The idea of possible worlds is consistent with determinism. If we knew every single fact about the actual world then we would never accept bets on anything apart from what we knew was guaranteed to happen. We would know every statement about the future to have either proability 0 or 1.

Because we only know limited facts about the actual world, we don't know which of the possible worlds is the one we inhabit. Obviously I can see we don't live in the world where Kerry is president. But I can't see whether we live in the world where Fidel Castro is alive right now because as far as my information tells me he could be dead. To work out what my subjective probability for Castro being alive is I quantify over all of the worlds my information tells me are possible, and work out the proportion of those worlds he is alive in compared to the proportion he is either alive or dead in. It's a bit hard to conceive of how we would make this calculation because there seems to be infinite possible worlds in which Castro is alive, and a greater degree of infinite worlds in which he is dead or alive.

I don't know anything about what part of the brain entertains these thoughts of conditionalization upon evidence. It must be the same area that entertains counterfactual reasoning, where we ask questions like "If Kerry had become president would the world be such that I got promoted in the year after his election?" In that situation we feed ourselves false information just to see what the world would be like had that false information been true.

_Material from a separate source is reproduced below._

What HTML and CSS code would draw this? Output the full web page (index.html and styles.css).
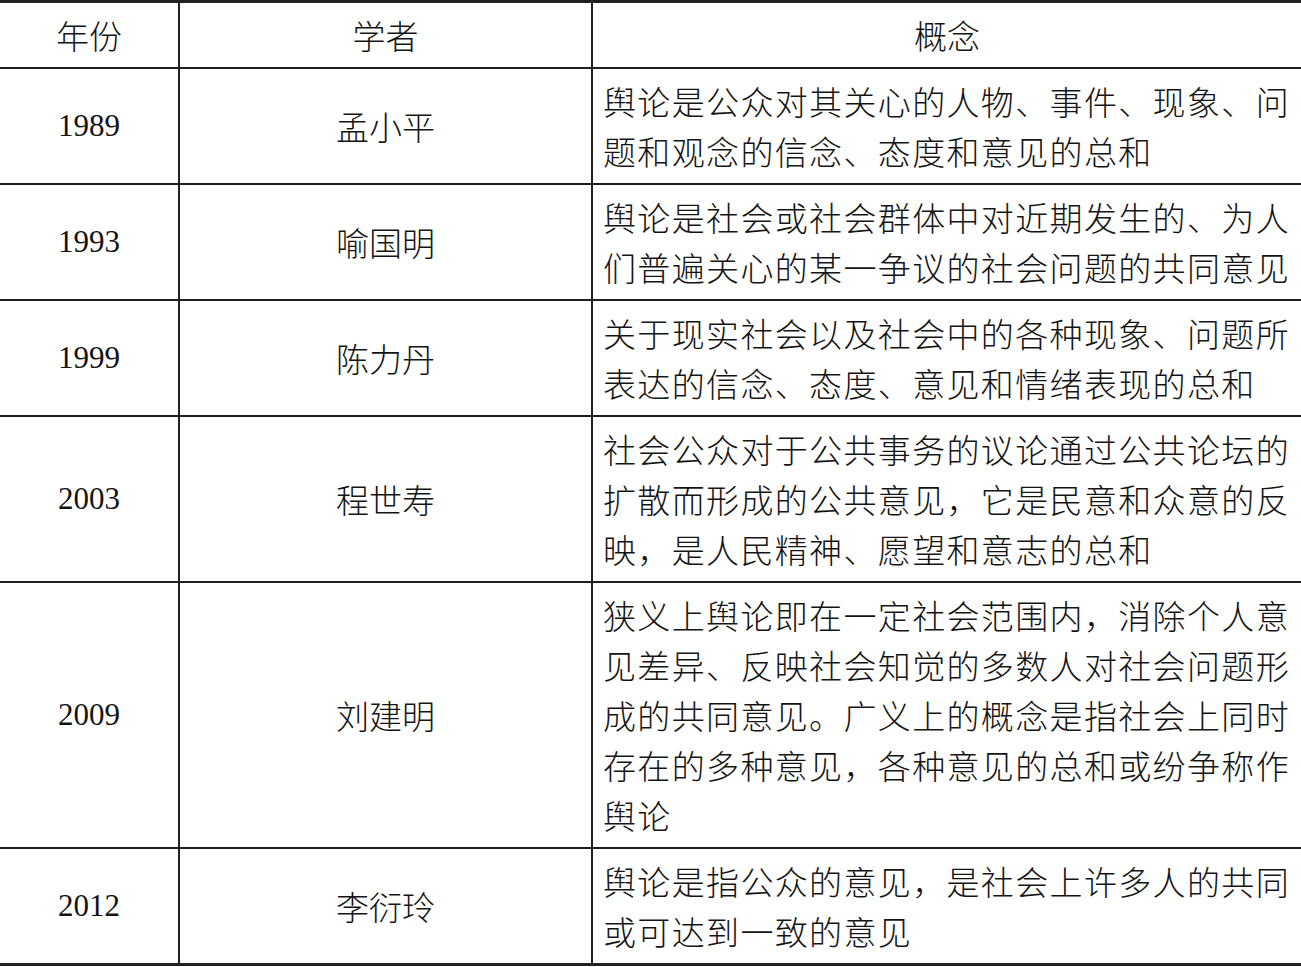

All of this talk of possible worlds and conditionalization is philosophical talk and not observed as an actual way we think by neuroscientists or even psychologists. I don't know if the necessary work in those fields has been done or not. But let us say that calulating probabilities is done by the X fibre in the brain doing process Z. We would say that X fibre doing process Z supervenes on conditionalization. One is using talk about a physical brain, and one is talk about ideas (which aren't physical). Equally an elitist physicist might come along and say "well there's no real thing as X fibre or process Z. What's really happening is this bunch of molcules is reacting with this other bunch of molecules with some energy going over here and some reaction over there...blah, blah..". He would just be saying that the brain molecules supervene on the X fibre and the X fibre supervenes on the rational thought-processes. All of these subjects and theories are corect and are just different ways of saying the same thing.